In this case, the phrase “You don’t know what you don’t know” comes to mind.

Sometimes having founders enter an industry with an outsider’s perspective can be an invaluable asset — particularly so when that perspective is complemented by other members of the leadership team who do have experience.

I’m reminded of publicly traded insurtech leader Lemonade (LMND), for example, whose co-founders Daniel Schreiber and Shai Wininger came from technology backgrounds but notably lacked experience in the insurance industry. However, they enlisted the help of several insurance industry veterans to help them build a business meant to disrupt legacy insurance as we know it — including Ty Sagelow, who authored the book “The Making of Lemonade” (well worth a read, by the way) — negating the risk of inexperienced management.

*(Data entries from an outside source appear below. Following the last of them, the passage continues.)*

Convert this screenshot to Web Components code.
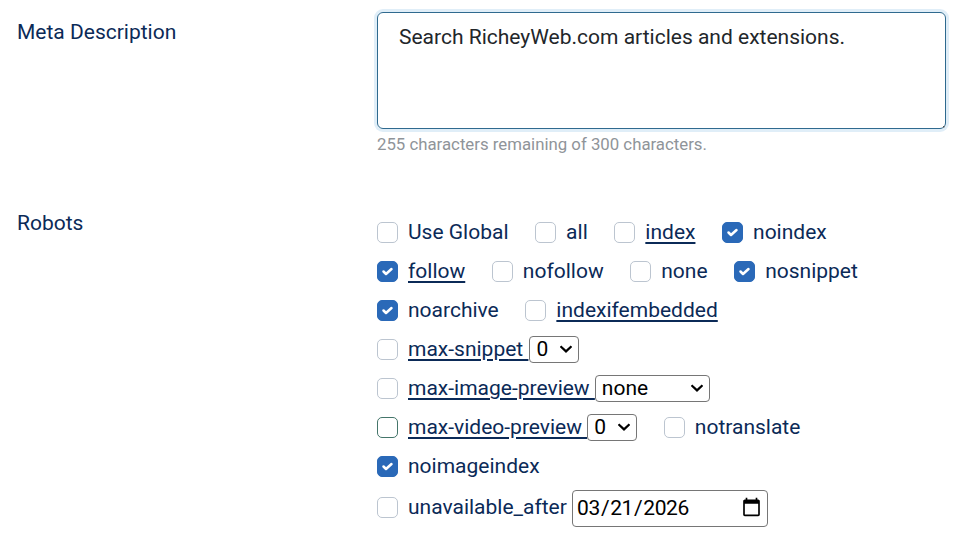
<!DOCTYPE html>
<html>
<head>
<meta charset="utf-8">
<style>
  body { margin: 0; min-height: 540px; background: #fff; font-family: Roboto, sans-serif; color: #0b2a57; }
</style>
</head>
<body>
<seo-form>
  <form-row label="Meta Description" style="--row-pad: 12px; --label-pad: 6px; --row-bottom: 55px">
    <meta-box remaining="255" total="300">Search RicheyWeb.com articles and extensions.</meta-box>
  </form-row>
  <form-row label="Robots">
    <check-group>
      <check-line>
        <robot-check label="Use Global"></robot-check>
        <robot-check label="all"></robot-check>
        <robot-check label="index" linked></robot-check>
        <robot-check label="noindex" checked></robot-check>
      </check-line>
      <check-line>
        <robot-check label="follow" linked checked></robot-check>
        <robot-check label="nofollow"></robot-check>
        <robot-check label="none"></robot-check>
        <robot-check label="nosnippet" checked></robot-check>
      </check-line>
      <check-line>
        <robot-check label="noarchive" checked></robot-check>
        <robot-check label="indexifembedded" linked></robot-check>
      </check-line>
      <check-line>
        <robot-check label="max-snippet&nbsp;" linked><select style="width:50px;margin-left:1px"><option>0</option></select></robot-check>
      </check-line>
      <check-line>
        <robot-check label="max-image-preview&nbsp;" linked><select style="width:115px"><option>none</option></select></robot-check>
      </check-line>
      <check-line>
        <robot-check label="max-video-preview&nbsp;" linked dark><select style="width:50px"><option>0</option></select></robot-check>
        <robot-check label="notranslate"></robot-check>
      </check-line>
      <check-line>
        <robot-check label="noimageindex" checked></robot-check>
      </check-line>
      <check-line>
        <robot-check label="unavailable_after&nbsp;"><input type="date" value="2026-03-21" style="width:196px"></robot-check>
      </check-line>
    </check-group>
  </form-row>
</seo-form>
<script>
  class SeoForm extends HTMLElement {
    constructor() {
      super();
      this.attachShadow({ mode: "open" });
      this.shadowRoot.innerHTML = `
        <style>
          :host { display: block; font-family: Roboto, sans-serif; color: #0b2a57; }
        </style>
        <slot></slot>`;
    }
  }

  class FormRow extends HTMLElement {
    constructor() {
      super();
      this.attachShadow({ mode: "open" });
      this.shadowRoot.innerHTML = `
        <style>
          :host {
            display: grid;
            grid-template-columns: 360px 569px;
            padding: var(--row-pad, 0) 0 var(--row-bottom, 0) 17px;
          }
          .label { font-size: 21px; line-height: 29px; padding-top: var(--label-pad, 0); }
        </style>
        <div class="label"></div>
        <div><slot></slot></div>`;
      this.shadowRoot.querySelector(".label").textContent = this.getAttribute("label");
    }
  }

  class MetaBox extends HTMLElement {
    constructor() {
      super();
      this.attachShadow({ mode: "open" });
      this.shadowRoot.innerHTML = `
        <style>
          :host { display: block; }
          .area {
            box-sizing: border-box;
            height: 117px;
            padding: 9px 21px;
            border: 1px solid #2f6a8f;
            border-radius: 6px;
            box-shadow: 0 0 0 3px #e0eef8;
            font-size: 21px;
            line-height: 31px;
            color: #22262a;
            position: relative;
          }
          .grip { position: absolute; right: 0; bottom: 0; }
          .hint { margin-top: 5px; font-size: 16.8px; line-height: 20px; color: #8f9499; }
        </style>
        <div class="area"><slot></slot>
          <svg class="grip" width="5" height="5" viewBox="0 0 5 5"><path d="M3 3h1.5v1.5h-1.5z" fill="#555"/></svg>
        </div>
        <div class="hint"></div>`;
      this.shadowRoot.querySelector(".hint").textContent =
        this.getAttribute("remaining") + " characters remaining of " + this.getAttribute("total") + " characters.";
    }
  }

  class CheckGroup extends HTMLElement {
    constructor() {
      super();
      this.attachShadow({ mode: "open" });
      this.shadowRoot.innerHTML = `
        <style>
          :host { display: flex; flex-direction: column; gap: 9px; padding-top: 8px; }
        </style>
        <slot></slot>`;
    }
  }

  class CheckLine extends HTMLElement {
    constructor() {
      super();
      this.attachShadow({ mode: "open" });
      this.shadowRoot.innerHTML = `
        <style>
          :host { display: flex; align-items: center; gap: 26.6px; min-height: 30px; }
        </style>
        <slot></slot>`;
    }
  }

  const chevron = "url(\"data:image/svg+xml,%3Csvg xmlns='http://www.w3.org/2000/svg' width='14' height='8' viewBox='0 0 14 8'%3E%3Cpath d='M1.5 1.2L7 6.4L12.5 1.2' stroke='%23000' stroke-width='2.2' fill='none'/%3E%3C/svg%3E\")";
  const calendar = "url(\"data:image/svg+xml,%3Csvg xmlns='http://www.w3.org/2000/svg' width='16' height='17' viewBox='0 0 16 17'%3E%3Crect x='1' y='3' width='14' height='13' rx='1.5' fill='none' stroke='%23000' stroke-width='2'/%3E%3Cpath d='M1 3h14v3.5H1zM3.2 0h2v3h-2zM10.8 0h2v3h-2z' fill='%23000'/%3E%3C/svg%3E\")";

  class RobotCheck extends HTMLElement {
    constructor() {
      super();
      this.attachShadow({ mode: "open" });
      this.shadowRoot.innerHTML = `
        <style>
          :host { display: flex; align-items: center; font-size: 21px; line-height: 30px; color: #0b2a57; }
          .box {
            box-sizing: border-box;
            width: 21px; height: 21px;
            margin-right: 10px;
            border: 1px solid #bcc5d0;
            border-radius: 5px;
            background: #fff;
            display: flex; align-items: center; justify-content: center;
            flex: none;
          }
          :host([checked]) .box { background: #2a69b8; border-color: #2a69b8; }
          :host([dark]) .box { border-color: #44756a; }
          .box svg { display: none; }
          :host([checked]) .box svg { display: block; }
          :host([linked]) .text { text-decoration: underline; text-underline-offset: 3px; }
          ::slotted(select), ::slotted(input) {
            box-sizing: border-box;
            font: 21px Roboto, sans-serif;
            color: #000;
            border: 1px solid #767676;
            border-radius: 4px;
            height: 27px;
            margin: 0;
          }
          ::slotted(select) {
            appearance: none;
            padding: 0 0 0 6px;
            background: #fff ${chevron} no-repeat right 5px center;
          }
          ::slotted(input) {
            background: #fff;
            height: 37px;
            margin: 0 0 -3px;
            padding: 0 3px 2px 3px;
            letter-spacing: -0.4px;
          }
          ::slotted(input)::-webkit-calendar-picker-indicator {
            width: 16px;
            height: 17px;
            padding: 0;
            margin: 3px 0 0;
            opacity: 1;
            background: ${calendar} no-repeat center;
          }
          .text { white-space: pre; }
        </style>
        <span class="box"><svg width="13" height="11" viewBox="0 0 13 11"><path d="M2.5 5.5L5 8L10.5 3" stroke="#fff" stroke-width="2.5" stroke-linecap="round" stroke-linejoin="round" fill="none"/></svg></span>
        <span class="text"></span>
        <slot></slot>`;
      this.shadowRoot.querySelector(".text").innerHTML = this.getAttribute("label");
    }
  }

  customElements.define("seo-form", SeoForm);
  customElements.define("form-row", FormRow);
  customElements.define("meta-box", MetaBox);
  customElements.define("check-group", CheckGroup);
  customElements.define("check-line", CheckLine);
  customElements.define("robot-check", RobotCheck);
</script>
</body>
</html>
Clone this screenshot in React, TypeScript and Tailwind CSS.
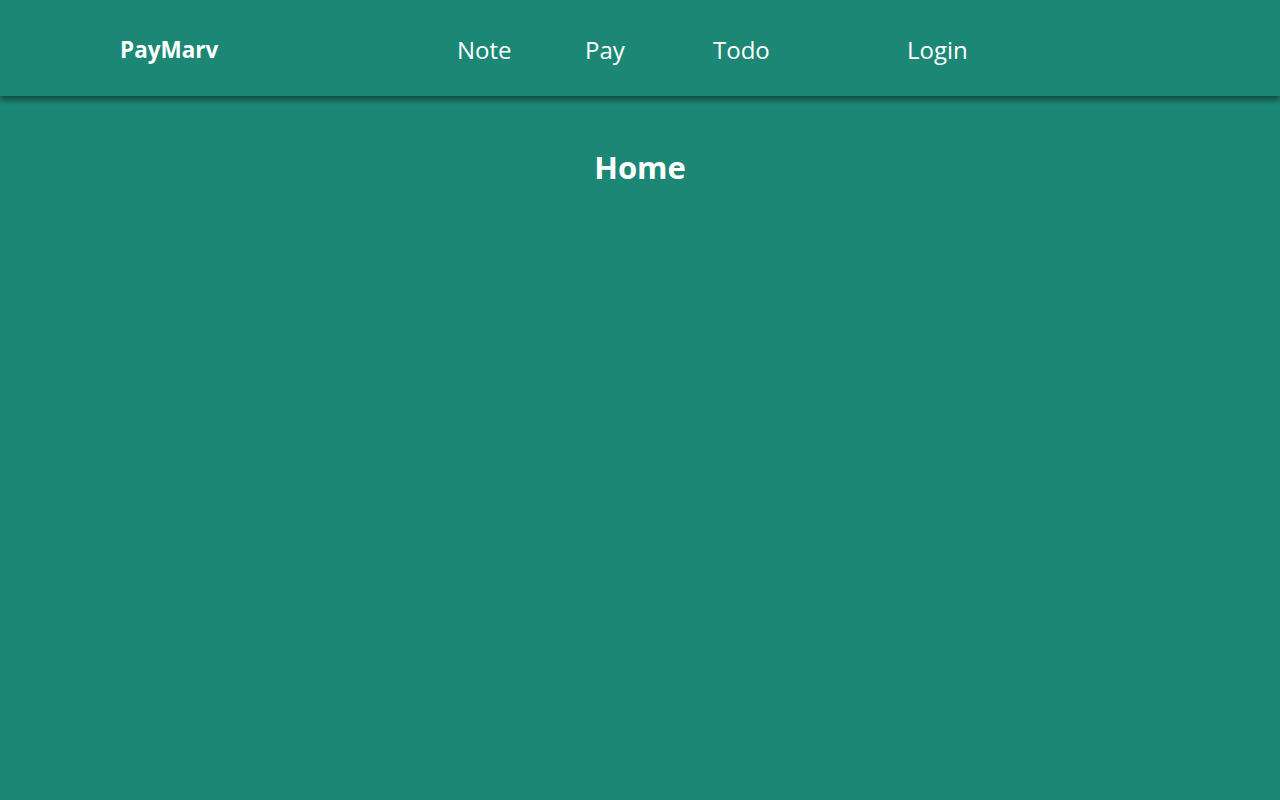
const navLinks = [
  { label: 'Note', href: '#note', width: 'w-[128px]' },
  { label: 'Pay', href: '#pay', width: 'w-[128px]' },
  { label: 'Todo', href: '#todo', width: 'w-[194px]' },
]

const Header = () => (
  <header className="h-[96px] w-full bg-[#1d8775] shadow-[0_4px_6px_rgba(0,0,0,0.45)] relative z-10">
    <div className="flex h-full items-center pl-[120px] pt-[4px]">
      <a href="#" className="w-[337px] text-[22.5px] font-bold text-white">
        PayMarv
      </a>
      <nav className="flex items-center">
        {navLinks.map((link) => (
          <a key={link.href} href={link.href} className={`${link.width} text-[24px] text-white`}>
            {link.label}
          </a>
        ))}
        <a href="#login" className="text-[24px] text-white">
          Login
        </a>
      </nav>
    </div>
  </header>
)

export default function App() {
  return (
    <div className="min-h-screen bg-[#1d8775] font-['Open_Sans',sans-serif]">
      <Header />
      <main className="pt-[49px] text-center">
        <h1 className="text-[31px] font-bold leading-[44px] text-white">Home</h1>
      </main>
    </div>
  )
}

Lemonade is thriving today. But had they attempted to muscle their way into the insurance business without the guidance of experienced management, I’m confident they wouldn’t be where they are today.

10. Bad partnerships

Finally, keep an eye on the terms of your potentially investable startups’ partnerships — whether they’re suppliers, customers, technology partners, or even other stakeholders. Sometimes cerrtain partnerships or unique shareholder agreements are unfavorable to the startup. Or perhaps a large individual investor who believes they know better could opt to take more of an activist investor approach to influence the direction of the business — much to the detriment of everyone else involved.

Sour partnerships can be hard to spot and often require digging into the nitty gritty of regulatory filings. But there’s nothing quite like a bad partnership that can so effectively poison a well filled will previously drinkable startup waters.

Keep your eyes peeled

In the end, this is hardly an exhaustive list of the top reasons startups fail. I’ll also admit there’s a high level of subjectivity when it comes to determining how likely any of the above reasons will actually apply to a given startup.

But if you’re thinking about investing in a startup, merely being aware of these reasons startups fail can go a long way toward helping you identify the signs before it’s too late.